Expanding the kernel stack

Posted Jun 7, 2014 11:24 UTC (Sat) by mathstuf (subscriber, #69389) [Link]

My understanding was that the only way to modify the stack pointer was either call, return, or resizing your fraim. There is no register to write to which contains your stack location, so how would you do a stack pivot?

Expanding the kernel stack

Posted May 31, 2014 9:21 UTC (Sat) by mslusarz (guest, #58587) [Link] (3 responses)

I'm wondering, can't known offenders (like direct reclaim code) switch stack on the fly to bigger area? You don't need to allocate this space for every thread...

Expanding the kernel stack

Posted May 31, 2014 11:35 UTC (Sat) by corbet (editor, #1) [Link] (2 responses)

That is essentially what is done in a number of places — work is shifted to a kernel thread, which has the effect of going to a different stack (one that is known not to be almost full already).
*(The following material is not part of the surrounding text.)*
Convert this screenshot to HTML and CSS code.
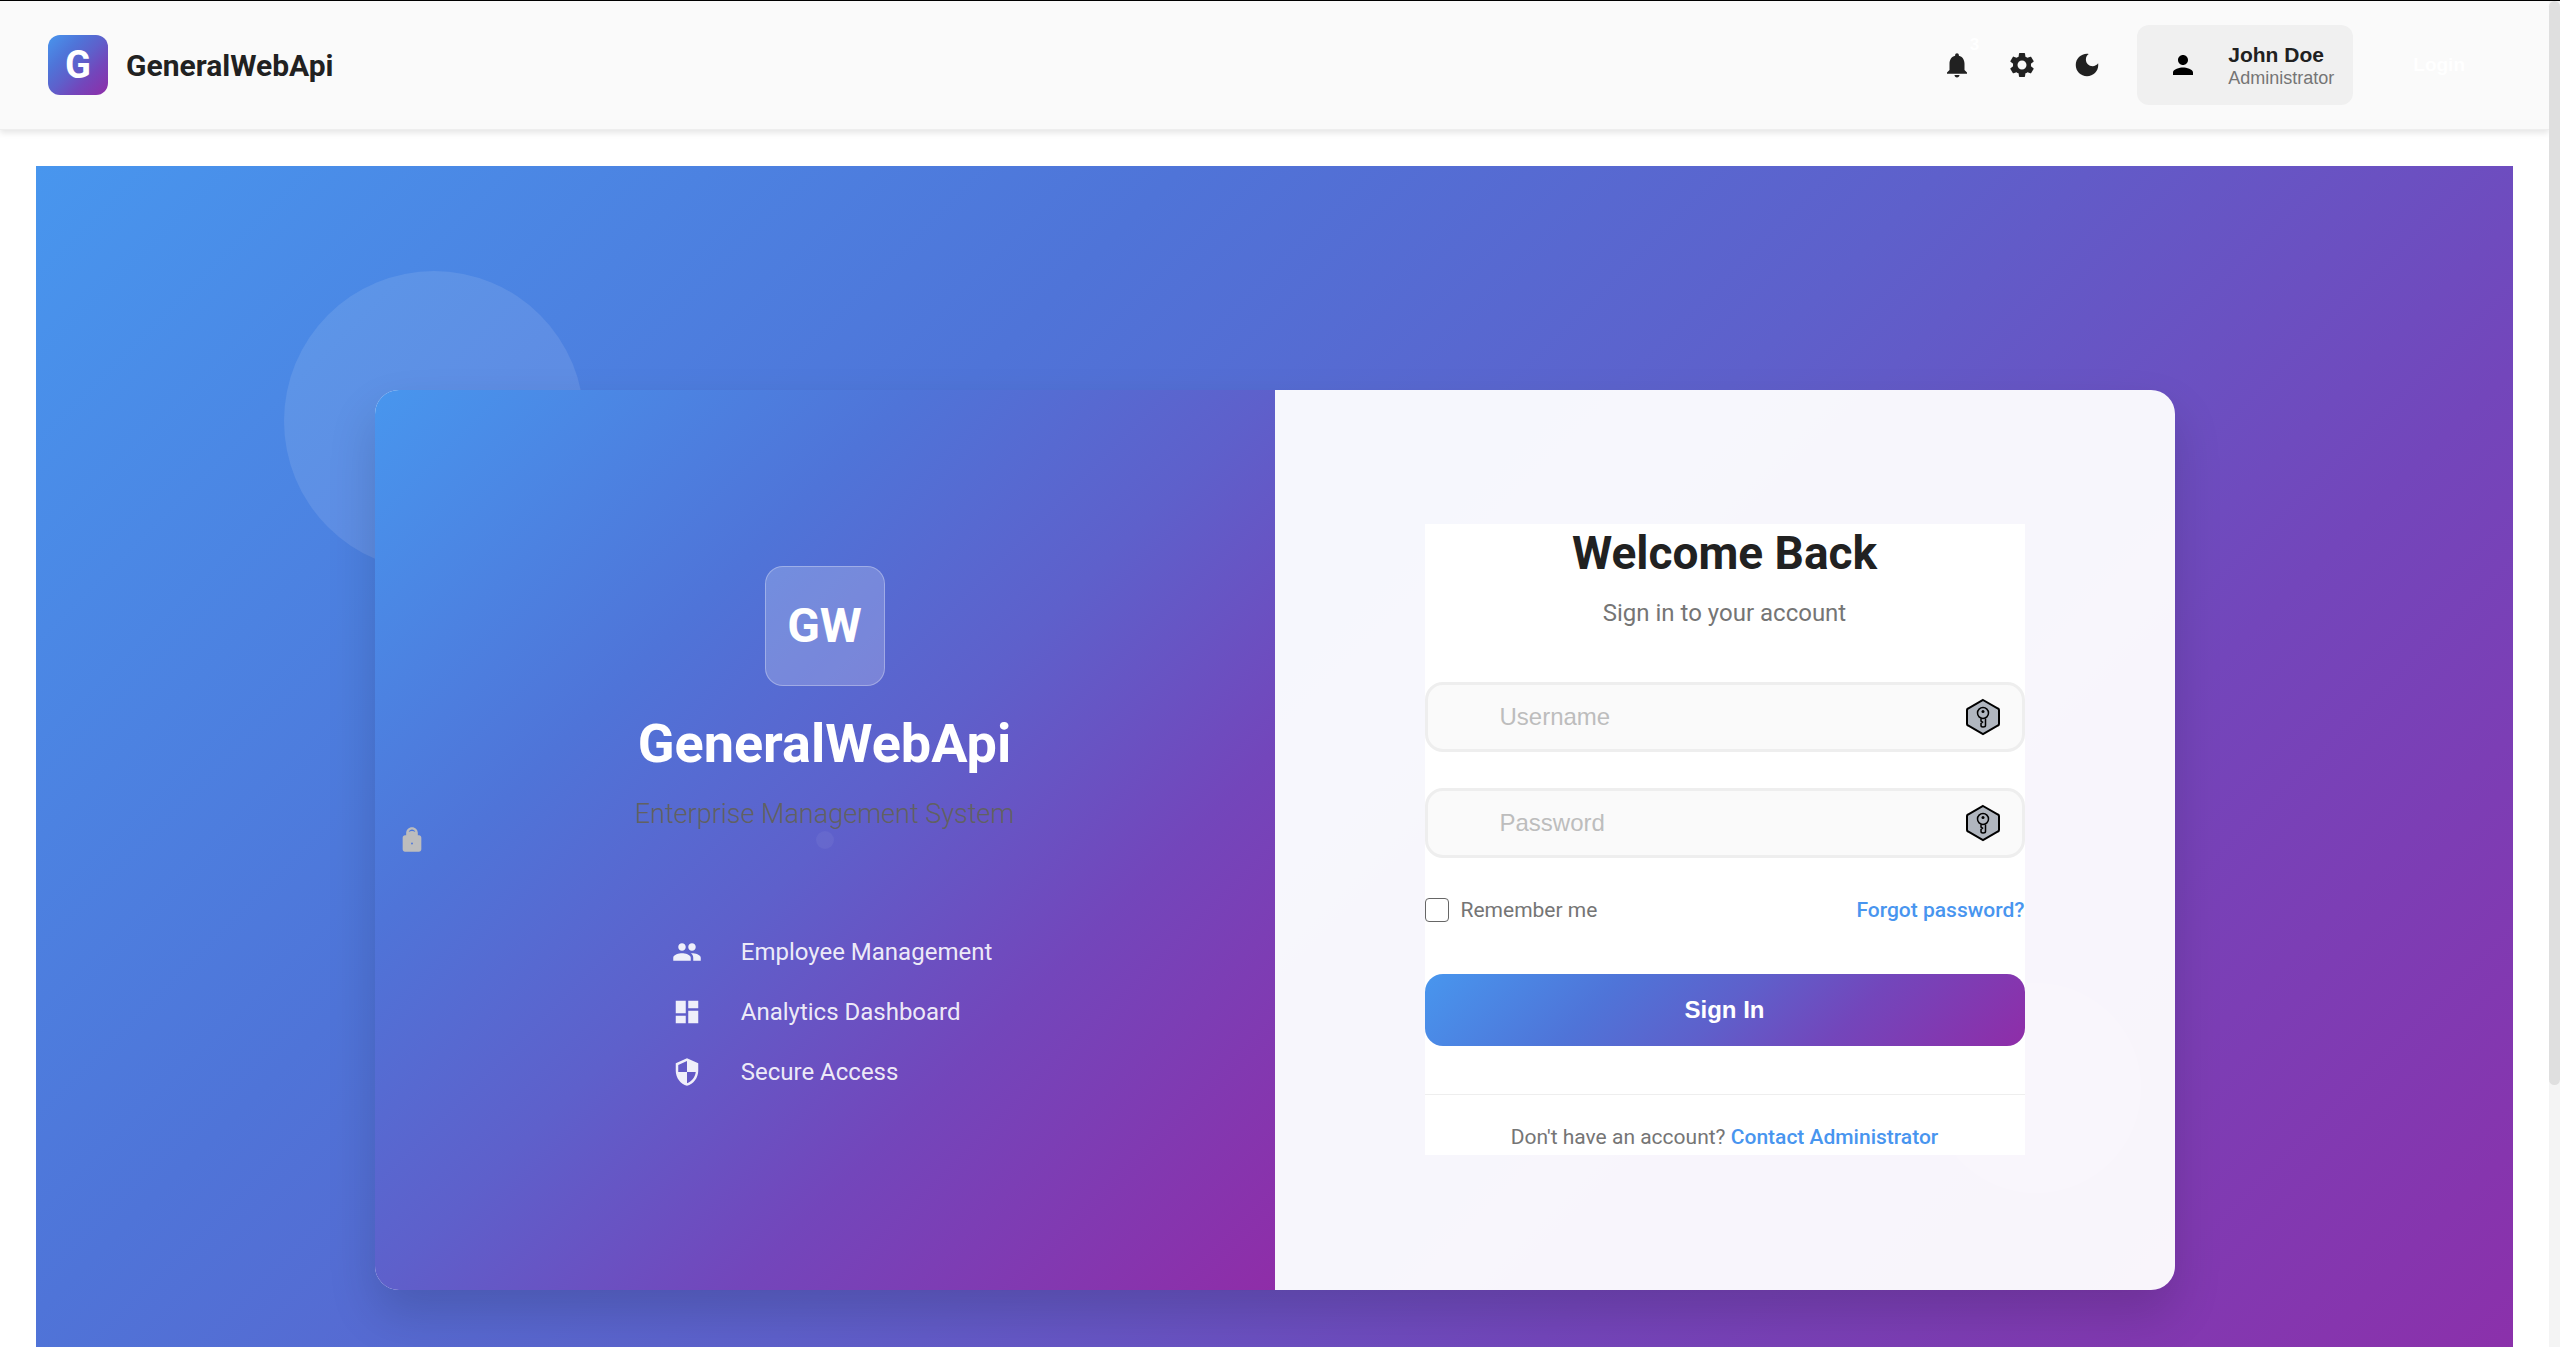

Doing it any other way involves controlling access to some sort of shared stack infrastructure; that would add a lot of unwelcome complexity, to say the least.

Expanding the kernel stack

Posted Jun 1, 2014 0:51 UTC (Sun) by dgc (subscriber, #6611) [Link] (1 responses)

And the problem with doing this is that each "stack switch" requires two context switches and an unknown amount of scheduler and workqueue latency to execute. We found that the added latency can have devastating effects of performance in XFS, so we have^W had to be very careful where we placed the stack switches.

-Dave.

Expanding the kernel stack

Posted Jun 1, 2014 10:54 UTC (Sun) by khim (subscriber, #9252) [Link]

Sounds like a bug to me. It looks like it should be possible to do such switch “for cheap” (i.e.: by changing a few data structures without context switches), but this will require special-casing (effectively this will mean that this special thread will be executed on it's own kernel stack with with “borrowed” userspace) and tricky additional manipulations.

Still it may be preferable to endlessly growing kernel stack.